ARCHDIOCESE OF BOSTON BACKS DOWN–ANTI-ICE SIGN TO
REMAIN AT DEDHAM PARISH
THROUGH CHRISTMAS
On December 5th—after days of intense controversy and national media coverage—Boston Archbishop Richard Henning ordered a Dedham priest to remove, from his church’s Nativity scene, a sign which attacked U.S. Immigration and Customs Enforcement.
Calling it divisive political messaging, the archdiocese said The Church’s norms prohibit the use of sacred objects for any purpose other than the devotion of God’s people.
The priest—Father Stephen Josoma, Pastor of Saint Susanna Parish—had, earlier that week, removed the figures of Jesus, Mary and Joseph from the display, and replaced them with a sign which read: ICE WAS HERE, implying that the Holy Family would have been arrested by ICE.

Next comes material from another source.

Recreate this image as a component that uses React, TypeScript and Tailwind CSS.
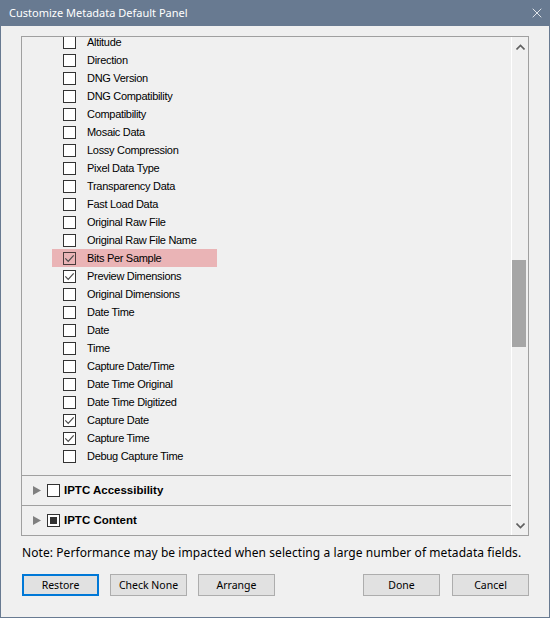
import { X } from "lucide-react";

type Field = { label: string; checked?: boolean; highlight?: boolean };

const fields: Field[] = [
  { label: "Altitude" },
  { label: "Direction" },
  { label: "DNG Version" },
  { label: "DNG Compatibility" },
  { label: "Compatibility" },
  { label: "Mosaic Data" },
  { label: "Lossy Compression" },
  { label: "Pixel Data Type" },
  { label: "Transparency Data" },
  { label: "Fast Load Data" },
  { label: "Original Raw File" },
  { label: "Original Raw File Name" },
  { label: "Bits Per Sample", checked: true, highlight: true },
  { label: "Preview Dimensions", checked: true },
  { label: "Original Dimensions" },
  { label: "Date Time" },
  { label: "Date" },
  { label: "Time" },
  { label: "Capture Date/Time" },
  { label: "Date Time Original" },
  { label: "Date Time Digitized" },
  { label: "Capture Date", checked: true },
  { label: "Capture Time", checked: true },
  { label: "Debug Capture Time" },
];

const uiFont = "font-['Noto_Sans','Open_Sans',sans-serif]";
const listFont = "font-['Liberation_Sans',Arial,sans-serif]";

const CheckBox = ({ checked, tinted }: { checked?: boolean; tinted?: boolean }) => (
  <span
    className={`w-[13px] h-[13px] shrink-0 border flex items-center justify-center ${
      tinted ? "border-[#4a3a3a] bg-transparent" : "border-[#333] bg-white"
    }`}
  >
    {checked && (
      <svg width="11" height="11" viewBox="0 0 11 11">
        <path d="M1.3 5.3 L4.2 8.3 L9.7 2.3" fill="none" stroke="#4a4a4a" strokeWidth="1.2" />
      </svg>
    )}
  </span>
);

const Button = ({ label, primary }: { label: string; primary?: boolean }) => (
  <button
    className={`w-[77px] h-[22px] pt-[2px] bg-[#e1e1e1] text-[10.5px] text-black border ${
      primary ? "border-[#0078d7] border-[2px]" : "border-[#adadad]"
    }`}
  >
    {label}
  </button>
);

const SectionRow = ({ label, mixed }: { label: string; mixed?: boolean }) => (
  <div className="h-[29px] flex items-center pl-[11px]">
    <svg width="8" height="9" viewBox="0 0 8 9" className="shrink-0">
      <path d="M0 0 L8 4.5 L0 9 Z" fill="#808080" />
    </svg>
    <span className="ml-[6px] w-[13px] h-[13px] border border-[#333] bg-white flex items-center justify-center">
      {mixed && <span className="w-[7px] h-[7px] bg-[#333]" />}
    </span>
    <span className={`ml-[4px] text-[11.5px] font-bold text-black ${listFont}`}>{label}</span>
  </div>
);

export default function App() {
  return (
    <div className={`w-[550px] h-[618px] flex flex-col bg-[#f0f0f0] ${uiFont}`}>
      {/* Title bar */}
      <header className="h-[26px] bg-[#687a91] flex items-center justify-between pl-[9px] pr-[5px] shrink-0">
        <span className="text-white text-[11px]">Customize Metadata Default Panel</span>
        <X size={16} strokeWidth={1.2} className="text-white" />
      </header>

      <div className="flex-1 flex flex-col border-x border-b border-[#687a91] px-[20px] pt-[10px]">
        {/* Field panel */}
        <div className="h-[500px] border border-[#a0a0a0] flex">
          <div className="flex-1 flex flex-col">
            <div className="h-[438px] overflow-hidden">
              <div className="-mt-[4px] flex flex-col">
                {fields.map((f) => (
                  <div key={f.label} className="h-[18px] pl-[30px] flex">
                    <div
                      className={`w-[165px] flex items-center pl-[11px] ${
                        f.highlight ? "bg-[#eab4b6]" : ""
                      }`}
                    >
                      <CheckBox checked={f.checked} tinted={f.highlight} />
                      <span
                        className={`ml-[11px] text-[11px] tracking-[-0.3px] text-black whitespace-nowrap ${listFont}`}
                      >
                        {f.label}
                      </span>
                    </div>
                  </div>
                ))}
              </div>
            </div>
            <div className="border-t border-[#a0a0a0]">
              <SectionRow label="IPTC Accessibility" />
            </div>
            <div className="border-t border-[#a0a0a0]">
              <SectionRow label="IPTC Content" mixed />
            </div>
          </div>

          {/* Scrollbar */}
          <div className="w-[17px] border-l border-white flex flex-col">
            <div className="h-[17px] flex items-center justify-center pt-[2px]">
              <svg width="9" height="6" viewBox="0 0 9 6">
                <path d="M0.5 5.5 L4.5 1.5 L8.5 5.5" fill="none" stroke="#606060" strokeWidth="1.6" />
              </svg>
            </div>
            <div className="flex-1">
              <div className="mt-[206px] w-[14px] h-[87px] bg-[#a6a6a6]" />
            </div>
            <div className="h-[17px] flex items-center justify-center pb-[2px]">
              <svg width="9" height="6" viewBox="0 0 9 6">
                <path d="M0.5 0.5 L4.5 4.5 L8.5 0.5" fill="none" stroke="#606060" strokeWidth="1.6" />
              </svg>
            </div>
          </div>
        </div>

        <p className="mt-[9px] text-[12px] leading-[16px] tracking-[0.07px] text-black pl-[1px]">
          Note: Performance may be impacted when selecting a large number of metadata fields.
        </p>

        <div className="mt-[13px] flex items-center pl-[1px]">
          <div className="flex gap-[11px]">
            <Button label="Restore" primary />
            <Button label="Check None" />
            <Button label="Arrange" />
          </div>
          <div className="ml-auto flex gap-[12px]">
            <Button label="Done" />
            <Button label="Cancel" />
          </div>
        </div>
      </div>
    </div>
  );
}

Josoma—who had sworn obedience to his bishop on the day of his ordination—refused to comply with the archbishop’s instruction.
Instead, he demanded a meeting with Henning, asserting that We are waiting for an opportunity of dialogue and clarity with Bishop Henning before reaching any final decisions.
After nearly three weeks of inaction from the archdiocese, The Boston Globe reported that the anticipated meeting between Henning and Josoma will now occur sometime in January.
That means the offending sign and its political message—demonizing a federal law enforcement agency—will remain up through the twelve days of Christmas.
The Catholic Action League called the decision to schedule the meeting after Christmas “a craven capitulation by the archdiocese and a clear victory for a dissident priest with a long history of using his parish church as his personal political soapbox.”
Catholic Action League Executive Director C. J. Doyle made the following comments:
“The Catholic Church in America is littered with the cancelled bodies of conservative and pro-life priests who offended their bishops.
Father Josoma, a priest who politicized Christmas and then openly defied his archbishop, is now being, effectively, excused and rewarded for his malpractice and disobedience.
The double standard is appalling.
The treatment of Father Josoma stands in stark contrast to the punishment meted out by the archdiocese to Father Daniel Moloney, the MIT chaplain who, in a June 7, 2020 email, merely questioned whether racism played a part in the death of George Floyd.
Father Moloney was fired by Cardinal O’Malley within 48 hours, and the Cardinal issued a statement condemning his remarks.
The orthodox Moloney of course, unlike the uber-progressive Josoma, did not enjoy the support of Boston Globe columnists Joan Vennochi and Kevin Cullen, who, between them, produced three columns in four days castigating Archbishop Henning for presuming to object to the political posturing of one of his own priests.
Since the sexual abuse scandal of 2002, the Archdiocese of Boston has been consumed with burnishing its public relations, particularly with the city’s corporate class, political establishment and news media—‘rebuilding trust with civil society,’ as Father Bryan Hehir once characterized it.
It should come as no surprise therefore, that, in the end, Archbishop Henning decided that discretion was the better part of valor.”